Melrose and Williams served as media witnesses to the last gas chamber execution at San Quentin when serial killer David Mason was put to death on Aug. 24, 1993.

"I will tell you that that was a very traumatic time. Bob and I held hands during part of that process as we have our pencils and are taking our notes," Williams recounted.

That experience shook even a gruff reporter who knew his way around crime scenes and the courthouse.

"When I left the gas chamber to come out across the way to where they had us frisked and everything, I thought, my God, you just saw a man die," Melrose said later.

Melrose was a radio reporter through and through. That usually meant plunking himself down front and center at a news conference to make sure he got the best quality sound he could. And a lot of times that meant a cameo appearance on television or the front page of the morning newspaper.

"We laugh in television that Bob Melrose has been on television more than any television reporter. I think Bob has been on the air more than I have," Williams said.

And go on the air he would, at all hours of day and night, sometimes surprising frantic editors who didn't realize they already had a reporter on scene.

"I have been on the other end of that call when in the middle of the night I'm looking for somebody to send to a story, breaking story, and I pick up the phone and it's Bob saying, I'm here, put me on the radio," said Frni Beyer, the morning drive editor at KCBS.

"Bob Melrose eats, sleeps and drinks this station, literally," Beyer said.

Mel's ability to get going, get there and get the story was an act KCBS, Chronicle and CBS 5 Insider Phil Matier marveled at countless times.

"He's always lugging that tape recorder under one arm, the microphone on the other. You heard the squeak of his sneakers. You saw the blue jeans. You saw the shirt, and you knew it was a news event. It was legitimate and it was about to start because it didn't start 'til Melrose walked in," Matier said.

No one could arrive on the scene, assess the situation and turn around a report as quickly as Melrose, "sometimes breathing heavily because he's just rushed from the scene of the story to get on the air," said Ed Cavagnaro, KCBS news director since 1988.

And no one knows how many pairs of sneakers he went through to be in front of so much news, but it earned him admirers in police departments, in politics, and even sports.

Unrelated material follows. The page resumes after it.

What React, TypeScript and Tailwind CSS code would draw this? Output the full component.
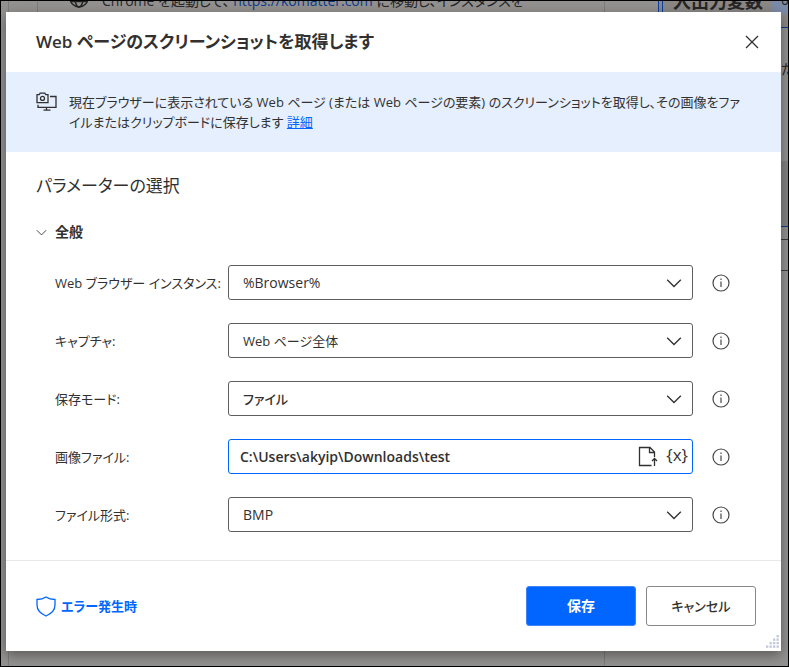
import React from "react";

const INK = "text-[#323130]";

function Chevron({ className }: { className?: string }) {
  return (
    <svg viewBox="0 0 16 16" className={className} fill="none" stroke="currentColor" aria-hidden="true">
      <path d="M1.2 4.7 8 11.5l6.800-6.800" strokeWidth="1.300" />
    </svg>
  );
}

function InfoButton({ label }: { label: string }) {
  return (
    <button type="button" aria-label={label} className="size-[18px] shrink-0">
      <svg viewBox="0 0 18 18" fill="none" stroke="#484644" aria-hidden="true">
        <circle cx="9" cy="9" r="8" strokeWidth="1.200" />
        <path d="M9 7.600v5.400" strokeWidth="1.200" />
        <path d="M9 4.600v1.400" strokeWidth="1.200" />
      </svg>
    </button>
  );
}

function Row({ id, label, children }: { id: string; label: string; children: React.ReactNode }) {
  return (
    <div className="flex items-center">
      <label htmlFor={id} className="w-[173px] shrink-0 whitespace-nowrap">
        {label}
      </label>
      <div className="min-w-0 flex-1">{children}</div>
      <div className="ml-[19px] flex">
        <InfoButton label={`${label} 詳細`} />
      </div>
    </div>
  );
}

function SelectRow({ id, label, value, look = "" }: { id: string; label: string; value: string; look?: string }) {
  return (
    <Row id={id} label={label}>
      <div className="relative">
        <select
          id={id}
          defaultValue={value}
          className={`block h-[35px] w-full appearance-none rounded-[3px] border border-[#605e5c] bg-white pr-10 pl-[14px] outline-none ${look}`}
        >
          <option>{value}</option>
        </select>
        <Chevron className="pointer-events-none absolute top-1/2 right-[11px] size-4 -translate-y-1/2" />
      </div>
    </Row>
  );
}

function Backdrop() {
  return (
    <div aria-hidden="true" className="absolute inset-0 overflow-hidden text-[14px] text-[#262626]">
      <div className="absolute top-0 left-[7px] h-full w-px bg-[#7c7c7c]" />
      <div className="absolute top-0 left-[36px] h-[11px] w-px bg-[#7c7c7c]" />
      <div className="absolute top-0 left-[603px] h-full w-px bg-[#7c7c7c]" />
      <svg viewBox="0 0 20 20" className="absolute -top-[13px] left-[68px] size-5" fill="none" stroke="#222" strokeWidth="1.400">
        <circle cx="10" cy="10" r="9" />
        <ellipse cx="10" cy="10" rx="4" ry="9" />
        <path d="M2 6.500h16M2 13.500h16" />
      </svg>
      <div className="absolute -top-[10px] left-[101px] leading-5 whitespace-nowrap">
        Chrome を起動して、 <span className="text-[#0a3a8c]">https://komatter.com</span> に移動し、インスタンスを
      </div>
      <div className="absolute top-0 right-0 left-[657px] h-[27px] border-b border-l border-[#0a3fa0] bg-[#8b8886]">
        <div className="ml-[3px] h-full border-l border-[#0a3fa0]" />
      </div>
      <div className="absolute -top-[12px] left-[672px] text-[18px] leading-6 font-bold whitespace-nowrap">入出力変数</div>
      <div className="absolute top-0 right-0 h-[13px] w-[17px] overflow-hidden bg-[#7b8ba8] pl-[10px] leading-none">
        <span className="-mt-2 block">0</span>
      </div>
      <div className="absolute top-[58px] left-[780px]">だ</div>
      <div className="absolute top-[160px] right-0 h-[66px] w-[7px] border-b border-[#0a3fa0] bg-[#858382]" />
      <div className="absolute top-[238px] right-0 h-8 w-[7px] border-y border-[#3c3c3c]" />
    </div>
  );
}

function ResizeGrip() {
  const dots = [
    [9, 0],
    [6, 3], [9, 3],
    [3, 6], [6, 6], [9, 6],
    [0, 9], [3, 9], [6, 9], [9, 9],
  ];
  return (
    <svg viewBox="0 0 12 12" className="absolute right-[1px] bottom-[2px] size-[14px]" fill="#c3c9dc" aria-hidden="true">
      {dots.map(([x, y]) => (
        <rect key={`${x}-${y}`} x={x} y={y} width="2" height="2" />
      ))}
    </svg>
  );
}

export default function App() {
  return (
    <div
      className={`relative min-h-screen overflow-hidden border border-black bg-[#949291] pt-[11px] pr-[7px] pb-[15px] pl-[5px] text-[13px] leading-5 font-[Open_Sans,Noto_Sans_CJK_JP,sans-serif] [font-feature-settings:'palt'] ${INK}`}
    >
      <Backdrop />
      <section role="dialog" aria-labelledby="title" className="relative bg-white shadow-[0_4px_12px_rgba(0,0,0,0.4)]">
        <header className="flex h-[60px] items-center justify-between pr-[21px] pl-[30px]">
          <h1 id="title" className="text-[17px] font-semibold">Web ページのスクリーンショットを取得します</h1>
          <button type="button" aria-label="閉じる" className="size-4">
            <svg viewBox="0 0 16 16" fill="none" stroke="#323130" strokeWidth="1.300" aria-hidden="true">
              <path d="m2 2 12 12M14 2 2 14" />
            </svg>
          </button>
        </header>

        <div className="flex min-h-20 items-start gap-3 bg-[#e5effe] pt-5 pr-8 pl-[30px]">
          <svg viewBox="0 0 21 19" className="h-[19px] w-[21px] shrink-0" fill="none" stroke="#323130" strokeWidth="1.300" aria-hidden="true">
            <path d="M1 2.700h2.200l1-1.500h4.600l1 1.500H12v8H1z" />
            <circle cx="6.500" cy="6.400" r="2" />
            <path d="M14 4.500h6v10.800H2v-2.500M10.500 15.500v2.500M7.500 18.200h7" />
          </svg>
          <p>
            現在ブラウザーに表示されている Web ページ (または Web ページの要素) のスクリーンショットを取得し、その画像をファイルまたはクリップボードに保存します{" "}
            <a href="#details" className="text-[#0066ff] underline">詳細</a>
          </p>
        </div>

        <form className="pt-5 pr-[51px] pb-7 pl-[30px]">
          <h2 className="text-[17px] leading-7">パラメーターの選択</h2>
          <button type="button" aria-expanded="true" className="mt-[22px] flex items-center gap-2 text-[14px] font-semibold">
            <Chevron className="size-[11px]" />
            全般
          </button>
          <div className="mt-[23px] flex flex-col gap-[23px] pl-[19px]">
            <SelectRow id="browser" label="Web ブラウザー インスタンス:" value="%Browser%" look="text-[14px]" />
            <SelectRow id="capture" label="キャプチャ:" value="Web ページ全体" />
            <SelectRow id="mode" label="保存モード:" value="ファイル" look="font-medium" />
            <Row id="file" label="画像ファイル:">
              <div className="flex h-[35px] items-center rounded-[3px] border border-[#0066ff] bg-white pr-1 pl-[11px]">
                <input id="file" type="text" defaultValue="C:\Users\akyip\Downloads\test" className="min-w-0 flex-1 bg-transparent text-[14px] font-semibold outline-none" />
                <button type="button" aria-label="ファイルの選択" className="h-[21px] w-5">
                  <svg viewBox="0 0 20 21" fill="none" stroke="#323130" strokeWidth="1.300" aria-hidden="true">
                    <path d="M13.500 19.500H1.500v-18h10.500l4.500 4.500v5M11.500 1.500v5h5" />
                    <path d="M16.500 20v-7.500M14 15l2.500-2.500L19 15" />
                  </svg>
                </button>
                <button type="button" aria-label="変数の選択" className="ml-2 pb-1 text-[17px]">{"{x}"}</button>
              </div>
            </Row>
            <SelectRow id="format" label="ファイル形式:" value="BMP" look="text-[14px]" />
          </div>
        </form>

        <footer className="flex h-[91px] items-center border-t border-[#e8e8e8] pr-[25px] pl-[30px]">
          <button type="button" className="flex items-center gap-[5px] font-semibold text-[#0066ff]">
            <svg viewBox="0 0 20 21" className="h-[21px] w-5" fill="none" stroke="currentColor" strokeWidth="1.300" aria-hidden="true">
              <path d="M10 1c2.500 1.700 5.300 2.500 9 2.500V9c0 5-3.500 8.600-9 11C4.500 17.600 1 14 1 9V3.500C4.700 3.500 7.500 2.700 10 1z" />
            </svg>
            エラー発生時
          </button>
          <div className="ml-auto flex gap-[10px]">
            <button type="button" className="h-10 w-[110px] rounded-[3px] border border-[#3d85f5] bg-[#0066ff] text-[14px] font-semibold text-white">保存</button>
            <button type="button" className="h-10 w-[110px] rounded-[3px] border border-[#8a8886] bg-white font-medium">キャンセル</button>
          </div>
        </footer>
        <ResizeGrip />
      </section>
    </div>
  );
}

Former Raiders coach John Madden compared Mel's role on the news team to a lineman on the gridiron.

"He always delivered the news in a very insightful but calm way. When everything around him was going crazy, he could stay calm," Madden said.

Even former Assembly Speaker and San Francisco Mayor Willie Brown acknowledged Melrose's contributions over the years to his rise as a political powerhouse. And all, Brown said, because politicians need media like ducks need water.

"I could not have succeeded, and I still could not succeed, without that avenue. And Bob Melrose was one of the ones that afforded me that opportunity," Brown said.

Melrose's immediate plans include a little traveling, presumably without his tape recorder and reporter's notebook. Wherever he does, he will be sorely missed here.